Among the burdens contributing to physicians feeling like they lack autonomy: “cumbersome, inefficient” electronic health record systems; increased reporting requirements; and hectic, irregular schedules.
“There is a general sense of loss of meaning [to the work],” she told NPR.
In an editorial that accompanied the Annals of Internal Medicine study about physician burnout costs, Dr. Edward Ellison, co-CEO of Permanente Federation, pointed out that “physicians find practicing medicine harder than ever because it is harder than ever.”
When almost everything a health care provider does is being monitored, rated, and reported, and the time spent on paperwork and sitting in front of a computer is increasing disproportionately to the time spent with patients, how do we expect physicians to feel?
Physician burnout is just one of the growing pains of larger healthcare practices like hospitals.
Can physician burnout be avoided?
The reasons physicians end up feeling burnout are abundant and complex, but physicians who have managed to avoid it wield their own burn-out evading techniques. Perhaps there are ways to change the course of this increasing burnout trend.
In the Jewish Journal, Dr. Albert Fuchs MD responds to the NYT op-ed, explaining why he has never felt burnt out. While Dr. Ofri’s NYT op-ed looks to administrators to fix the system, Dr. Fuchs has a simpler suggestion to avoid physician burnout.
He writes, “Unhappy doctors and new trainees should go where the happy doctors are – into private practice. Our practice has three physicians, two employees and zero administrators. We three have chosen an EMR that we actually enjoy using (appropriately named Elation).

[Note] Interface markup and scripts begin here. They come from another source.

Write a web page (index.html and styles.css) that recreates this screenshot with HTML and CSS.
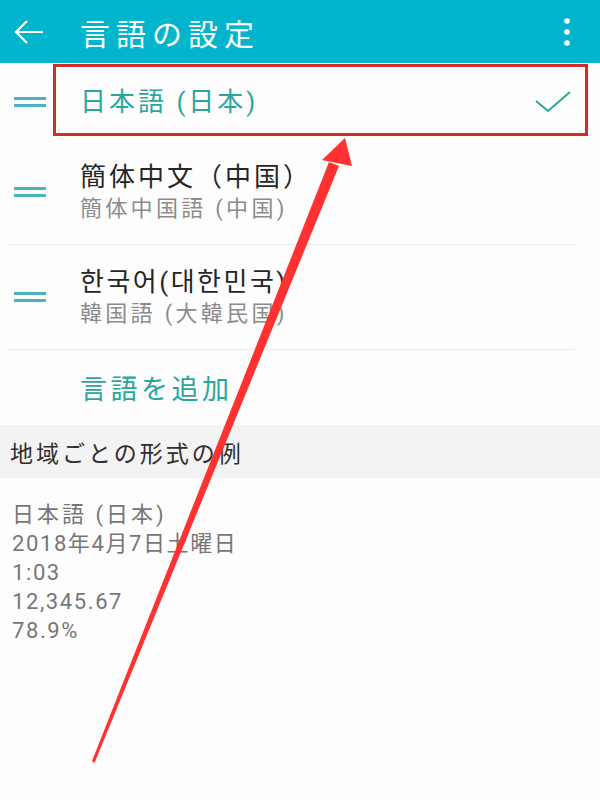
FILE: index.html
```html
<!DOCTYPE html>
<html lang="ja">
<head>
    <meta charset="UTF-8">
    <meta name="viewport" content="width=device-width, initial-scale=1.0">
    <title>言語の設定</title>
    <link rel="stylesheet" href="styles.css">
</head>
<body>
    <div class="screen">
        <div class="appbar">
            <svg class="back-icon" width="30" height="26" viewBox="0 0 30 26">
                <path d="M29 13H2M13 2L2 13l11 11" fill="none" stroke="#fff" stroke-width="2.2"/>
            </svg>
            <h1>言語の設定</h1>
            <svg class="more-icon" width="8" height="30" viewBox="0 0 8 30">
                <circle cx="4" cy="4" r="2.8" fill="#fff"/>
                <circle cx="4" cy="15" r="2.8" fill="#fff"/>
                <circle cx="4" cy="26" r="2.8" fill="#fff"/>
            </svg>
        </div>

        <ul class="lang-list">
            <li class="lang-row current">
                <svg class="handle" width="32" height="10" viewBox="0 0 32 10">
                    <path d="M0 1.5h32M0 8.5h32" stroke="#4ab3be" stroke-width="3"/>
                </svg>
                <div class="lang-text">
                    <span class="lang-name">日本語 (日本)</span>
                </div>
                <svg class="check" width="36" height="22" viewBox="0 0 36 22">
                    <path d="M1 10l12 10L35 1" fill="none" stroke="#2aa69d" stroke-width="2"/>
                </svg>
            </li>
            <li class="lang-row">
                <svg class="handle" width="32" height="10" viewBox="0 0 32 10">
                    <path d="M0 1.5h32M0 8.5h32" stroke="#4ab3be" stroke-width="3"/>
                </svg>
                <div class="lang-text">
                    <span class="lang-name">簡体中文（中国）</span>
                    <span class="lang-native">簡体中国語 (中国)</span>
                </div>
            </li>
            <li class="lang-row">
                <svg class="handle" width="32" height="10" viewBox="0 0 32 10">
                    <path d="M0 1.5h32M0 8.5h32" stroke="#4ab3be" stroke-width="3"/>
                </svg>
                <div class="lang-text">
                    <span class="lang-name korean">한국어(대한민국)</span>
                    <span class="lang-native">韓国語 (大韓民国)</span>
                </div>
            </li>
        </ul>

        <div class="add-lang">言語を追加</div>

        <div class="section-head">地域ごとの形式の例</div>

        <div class="examples">
            <div class="ex-cjk">日本語 (日本)</div>
            <div>2018年4月7日土曜日</div>
            <div>1:03</div>
            <div>12,345.67</div>
            <div>78.9%</div>
        </div>

        <!-- annotation drawn over the screenshot -->
        <div class="mark-box"></div>
        <svg class="mark-arrow" width="600" height="800" viewBox="0 0 600 800">
            <polygon points="92,761 94.5,763 339,166 329,162" fill="#ff3131"/>
            <polygon points="345,138 322,160 352,166" fill="#ff3131"/>
        </svg>
    </div>
</body>
</html>
```

FILE: styles.css
```css
* {
    margin: 0;
    padding: 0;
    box-sizing: border-box;
}

body {
    background-color: white;
    font-family: Roboto, "Noto Sans CJK JP", sans-serif;
}

.screen {
    position: relative;
    width: 600px;
    height: 800px;
    overflow: hidden;
    background-color: #fdfdfd;
}

.appbar {
    height: 63px;
    background-color: #02b5cd;
    display: flex;
    align-items: center;
    padding: 0 29px 0 14px;
}
.appbar h1 {
    flex: 1;
    margin-left: 36px;
    color: white;
    font-size: 30px;
    font-weight: normal;
    letter-spacing: 6px;
}

.lang-list {
    list-style: none;
}

.lang-row {
    display: flex;
    align-items: center;
    margin: 0 25px 0 8px;
    padding: 20px 0 20px 6px;
    border-bottom: 1px solid #ececec;
}
.lang-row.current {
    height: 77px;
    padding: 0 4px 0 6px;
    border-bottom: none;
}
.handle {
    flex-shrink: 0;
}
.lang-text {
    flex: 1;
    display: flex;
    flex-direction: column;
    margin-left: 34px;
}
.lang-name {
    font-size: 26px;
    line-height: 34px;
    letter-spacing: 3px;
    color: #262626;
}
.korean {
    letter-spacing: 2.5px;
}
.current .lang-name {
    color: #2aa69d;
}
.lang-native {
    font-size: 22px;
    line-height: 30px;
    letter-spacing: 3.3px;
    color: #8c8c8c;
}

.add-lang {
    height: 75px;
    display: flex;
    align-items: center;
    padding-left: 80px;
    font-size: 27px;
    letter-spacing: 3.5px;
    color: #2aa69d;
}

.section-head {
    height: 53px;
    display: flex;
    align-items: center;
    padding-left: 10px;
    background-color: #f3f3f3;
    font-size: 23px;
    letter-spacing: 3px;
    color: #2e2e2e;
}

.examples {
    padding: 22px 0 0 12px;
    font-size: 22px;
    line-height: 29px;
    letter-spacing: 1.6px;
    color: #777;
}
.ex-cjk {
    letter-spacing: 3px;
}

.mark-box {
    position: absolute;
    left: 53px;
    top: 64px;
    width: 535px;
    height: 72px;
    border: 3px solid #d42a2a;
}

.mark-arrow {
    position: absolute;
    left: 0;
    top: 0;
}
```
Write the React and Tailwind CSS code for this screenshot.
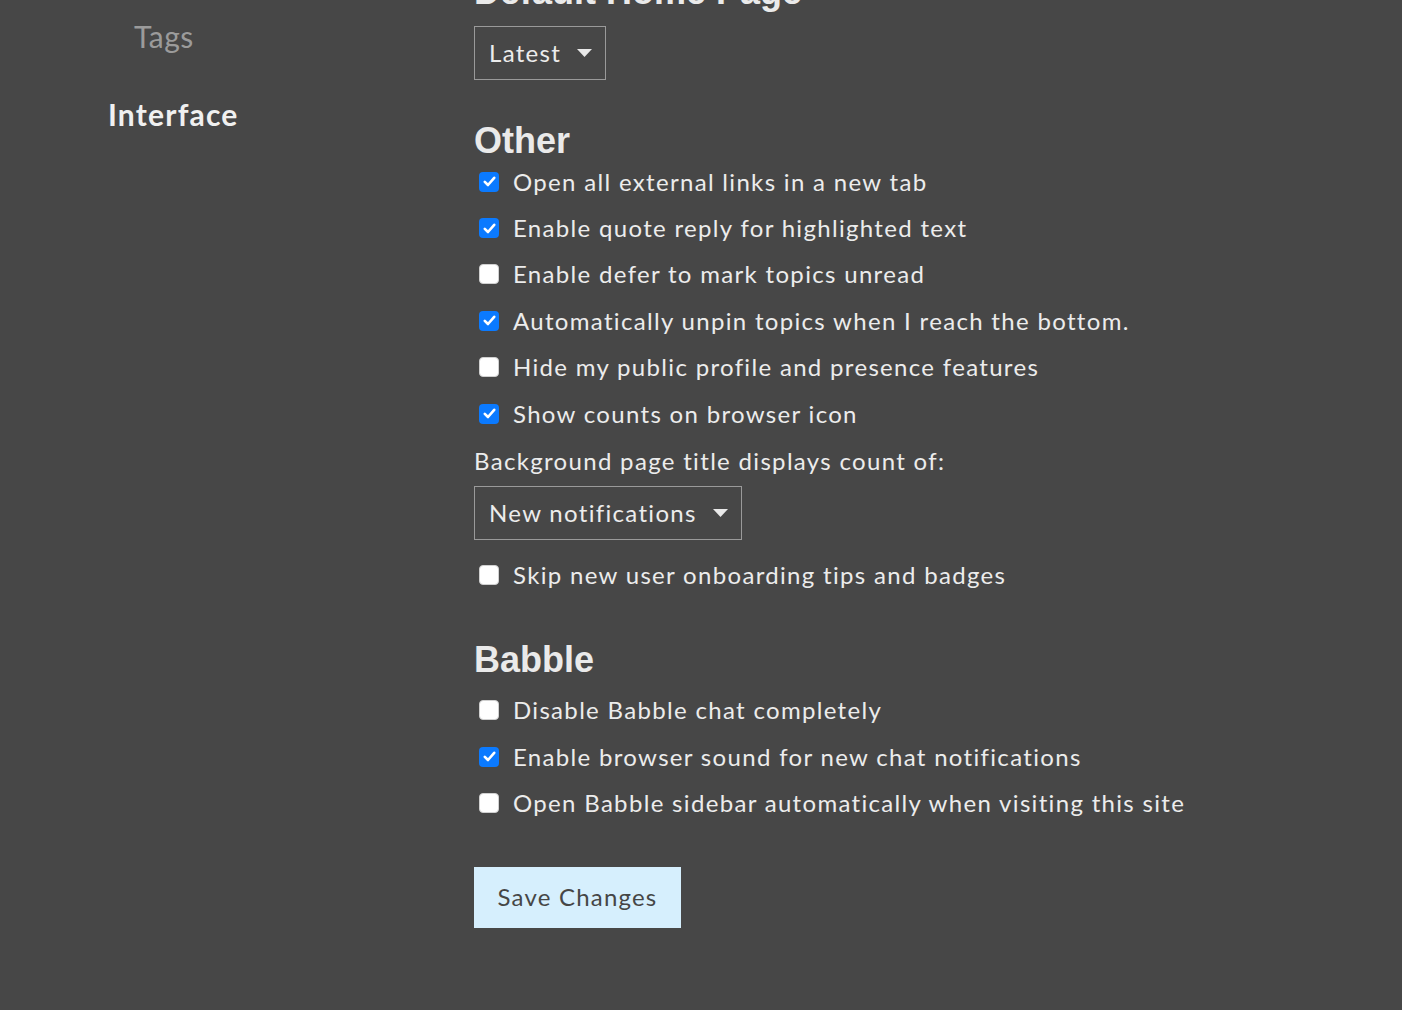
import React from 'react'

const otherPrefs = [
  { label: 'Open all external links in a new tab', checked: true },
  { label: 'Enable quote reply for highlighted text', checked: true },
  { label: 'Enable defer to mark topics unread', checked: false },
  { label: 'Automatically unpin topics when I reach the bottom.', checked: true },
  { label: 'Hide my public profile and presence features', checked: false },
  { label: 'Show counts on browser icon', checked: true },
]

const babblePrefs = [
  { label: 'Disable Babble chat completely', checked: false },
  { label: 'Enable browser sound for new chat notifications', checked: true },
  { label: 'Open Babble sidebar automatically when visiting this site', checked: false },
]

function Box({ checked }) {
  if (checked) {
    return (
      <span className="ml-[5px] mr-[14px] flex h-[20px] w-[20px] shrink-0 items-center justify-center rounded-[4px] bg-[#0b7aff]">
        <svg width="13" height="11" viewBox="0 0 13 11" fill="none">
          <path d="M1.8 5.8 L5 9 L11.2 1.8" stroke="#fff" strokeWidth="2.6" strokeLinecap="round" strokeLinejoin="round" />
        </svg>
      </span>
    )
  }
  return <span className="ml-[5px] mr-[14px] h-[20px] w-[20px] shrink-0 rounded-[4px] border border-[#d0d0d0] bg-white" />
}

function Row({ label, checked }) {
  return (
    <label className="flex h-[46.4px] items-center">
      <Box checked={checked} />
      <span>{label}</span>
    </label>
  )
}

function Select({ value, className }) {
  return (
    <div className={`flex h-[54px] items-center border border-[#9a9a9a] pl-[14px] pr-[13px] ${className}`}>
      <span className="leading-[34px]">{value}</span>
      <svg className="ml-[16px]" width="15" height="8" viewBox="0 0 15 8">
        <path d="M0 0 H15 L7.5 8 Z" fill="#e9e9e9" />
      </svg>
    </div>
  )
}

const heading = "font-['Liberation_Sans',Arial,sans-serif] text-[36px] font-bold leading-[36px] tracking-normal text-[#eaeaea]"

export default function App() {
  return (
    <div className="flex h-[1010px] overflow-hidden bg-[#474747] font-['Lato','Noto_Sans',sans-serif] text-[24px] tracking-[0.055em] text-[#ececec]">
      <nav className="w-[474px] shrink-0">
        <ul className="mt-[16px]">
          <li className="pl-[134px] text-[30px] leading-[40px] tracking-[0.5px] text-[#9b9b9b]">Tags</li>
          <li className="mt-[38px] pl-[108px] text-[30px] font-bold leading-[40px] tracking-[0.04em] text-[#f0f0f0]">Interface</li>
        </ul>
      </nav>

      <main className="mt-[-26.5px] flex flex-col items-start">
        <h3 className={heading}>Default Home Page</h3>
        <Select value="Latest" className="mt-[16.5px]" />

        <h3 className={`${heading} mt-[42.5px]`}>Other</h3>
        <div className="flex flex-col">
          {otherPrefs.map(p => <Row key={p.label} {...p} />)}
        </div>
        <div className="mt-[7px] leading-[34px]">Background page title displays count of:</div>
        <Select value="New notifications" className="mt-[8px]" />
        <div className="mt-[12px]">
          <Row label="Skip new user onboarding tips and badges" checked={false} />
        </div>

        <h3 className={`${heading} mt-[44px]`}>Babble</h3>
        <div className="mt-[9px] flex flex-col">
          {babblePrefs.map(p => <Row key={p.label} {...p} />)}
        </div>

        <button className="mt-[40.5px] h-[61px] w-[207px] bg-[#d6effd] text-[24px] tracking-[0.05em] text-[#464646]">Save Changes</button>
      </main>
    </div>
  )
}
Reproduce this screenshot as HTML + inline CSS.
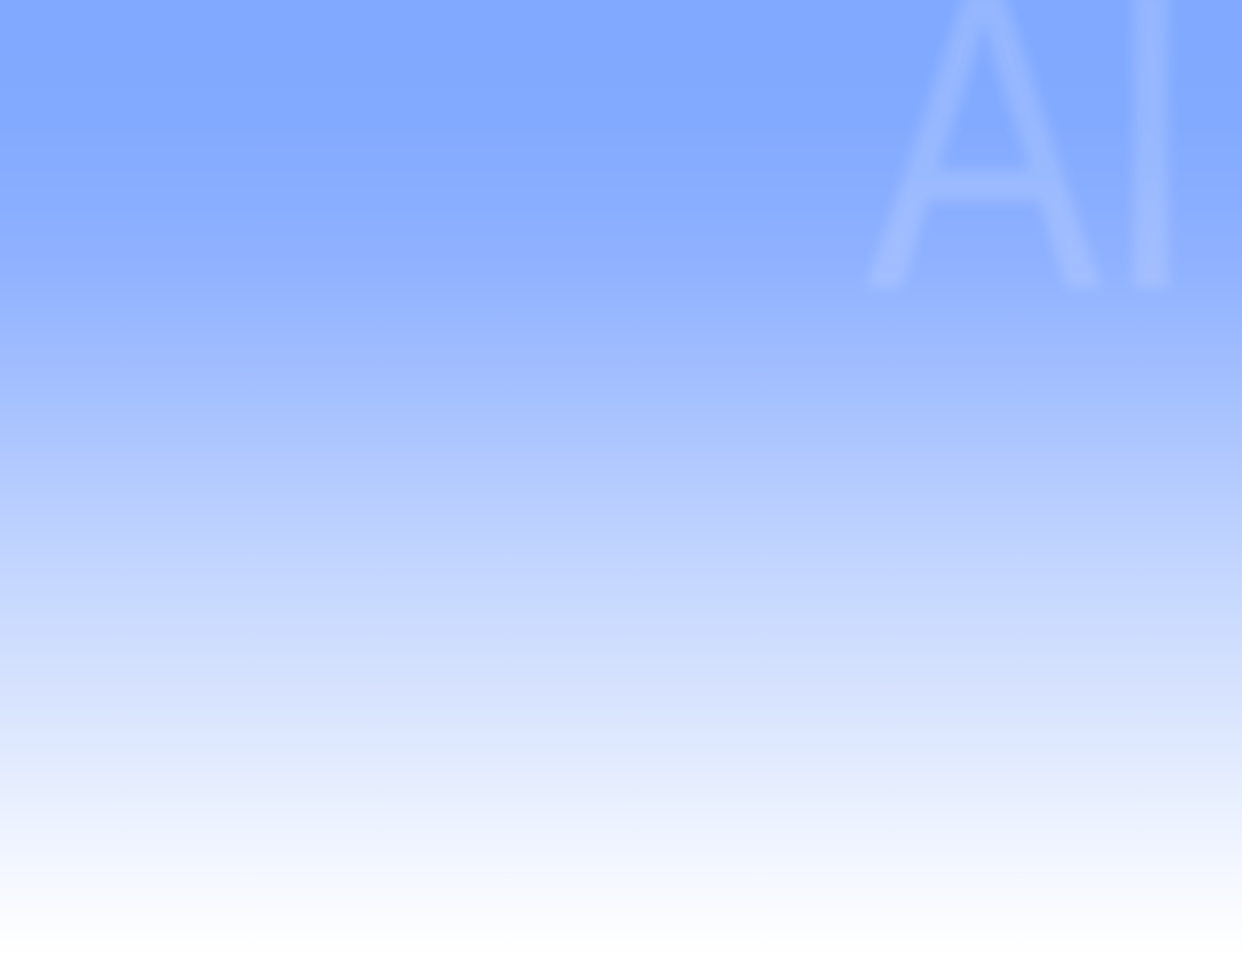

We are in control of our own schedules. We balance our work and our lives. We are directly responsible for our patients.”
Drawing from his own experience. Dr. Fuchs suggests that medical training should also teach the basics of running a business as a solution to burnout.
“I quickly learned that running the business is integral to patient care. Hiring excellent staff, deciding on which insurance contracts to accept, making sure the appointments are long enough, and myriad other administrative details directly determine the care I deliver in the exam room,” he wrote. “I became an employee under the assumption that these details would be executed well, and that the administrators’, doctors’ and patients’ interests all aligned. I quit my job and went into private practice when I saw that this wasn’t so.”
The increasing attention on physician burnout comes at a time when the percentage of solo practice physicians are falling while employment grows at hospitals and very large practices, according to the 2018 AMA Physician Practice Benchmark Survey report. It isn’t a coincidence. Research studies have actually shown that physicians in solo or small practices are less likely to burn out and more likely to develop deeper relationships with their patients. A study published in the Journal of the American Board of Family Medicine found that only 13.5 percent of providers who work in small, independent private practices felt burnt out.
Maybe one solution to burnout simply to learn to work in smaller practices. While it isn’t an easy feat to run a small or solo practice, it comes with the autonomy that bigger practices simply can’t give. In smaller practices, for example, physicians can choose the EHR systems that align with the goals and processes of their practice. After all, the point of autonomy is to be able to make smart choices around technology, about the systems put in place to aid the work, about the people you work with, and how to optimize patient care.